• **BRIEF**: Repeat the lines below exactly as they appear, but leave out the images.
⟨
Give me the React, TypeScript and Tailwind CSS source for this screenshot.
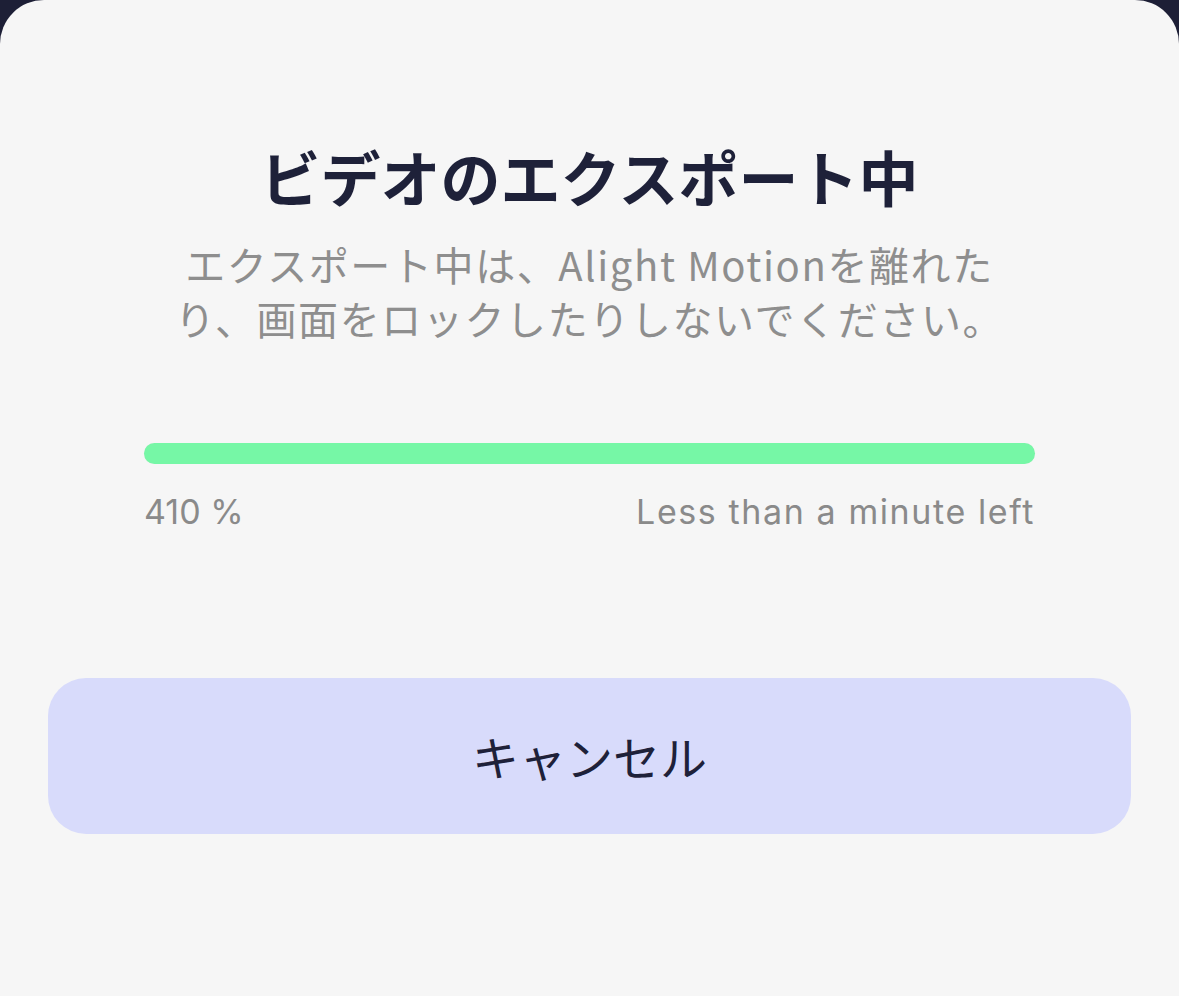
export default function App() {
  const progress = 100;
  return (
    <div className="h-[996px] w-full bg-[#1d1f36]">
      <div className="flex h-full w-full flex-col items-center rounded-t-[44px] bg-[#f6f6f6] pt-[141px] font-['Noto_Sans_CJK_JP',sans-serif]">
        <h1 className="text-[60px] font-bold leading-[70px] text-[#1e2139]">
          ビデオのエクスポート中
        </h1>
        <p className="mt-[26px] text-center text-[40px] leading-[54px] tracking-[1.6px] text-[#8e8e8e]">
          エクスポート中は、Alight Motionを離れた
          <br />
          り、画面をロックしたりしないでください。
        </p>

        <div className="mt-[98px] w-[891px]">
          <div className="h-[21px] w-full rounded-full bg-[#e4e4e4]">
            <div
              className="h-full rounded-full bg-[#76f7a6]"
              style={{ width: `${progress}%` }}
            />
          </div>
          <div className="mt-[28px] flex items-center justify-between font-['Inter',sans-serif] text-[34px] leading-[40px] text-[#8a8a8a]">
            <span>410 %</span>
            <span className="tracking-[1.6px]">Less than a minute left</span>
          </div>
        </div>

        <button className="mt-[146px] flex h-[156px] w-[1083px] items-center justify-center rounded-[38px] bg-[#d8dbfb] text-[47px] text-[#1e2139]">
          キャンセル
        </button>
      </div>
    </div>
  );
}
⟩
• **THE SOLUTION**:
Give me the React, TypeScript and Tailwind CSS source for this screenshot.
export default function App() {
  const progress = 100;
  return (
    <div className="h-[996px] w-full bg-[#1d1f36]">
      <div className="flex h-full w-full flex-col items-center rounded-t-[44px] bg-[#f6f6f6] pt-[141px] font-['Noto_Sans_CJK_JP',sans-serif]">
        <h1 className="text-[60px] font-bold leading-[70px] text-[#1e2139]">
          ビデオのエクスポート中
        </h1>
        <p className="mt-[26px] text-center text-[40px] leading-[54px] tracking-[1.6px] text-[#8e8e8e]">
          エクスポート中は、Alight Motionを離れた
          <br />
          り、画面をロックしたりしないでください。
        </p>

        <div className="mt-[98px] w-[891px]">
          <div className="h-[21px] w-full rounded-full bg-[#e4e4e4]">
            <div
              className="h-full rounded-full bg-[#76f7a6]"
              style={{ width: `${progress}%` }}
            />
          </div>
          <div className="mt-[28px] flex items-center justify-between font-['Inter',sans-serif] text-[34px] leading-[40px] text-[#8a8a8a]">
            <span>410 %</span>
            <span className="tracking-[1.6px]">Less than a minute left</span>
          </div>
        </div>

        <button className="mt-[146px] flex h-[156px] w-[1083px] items-center justify-center rounded-[38px] bg-[#d8dbfb] text-[47px] text-[#1e2139]">
          キャンセル
        </button>
      </div>
    </div>
  );
}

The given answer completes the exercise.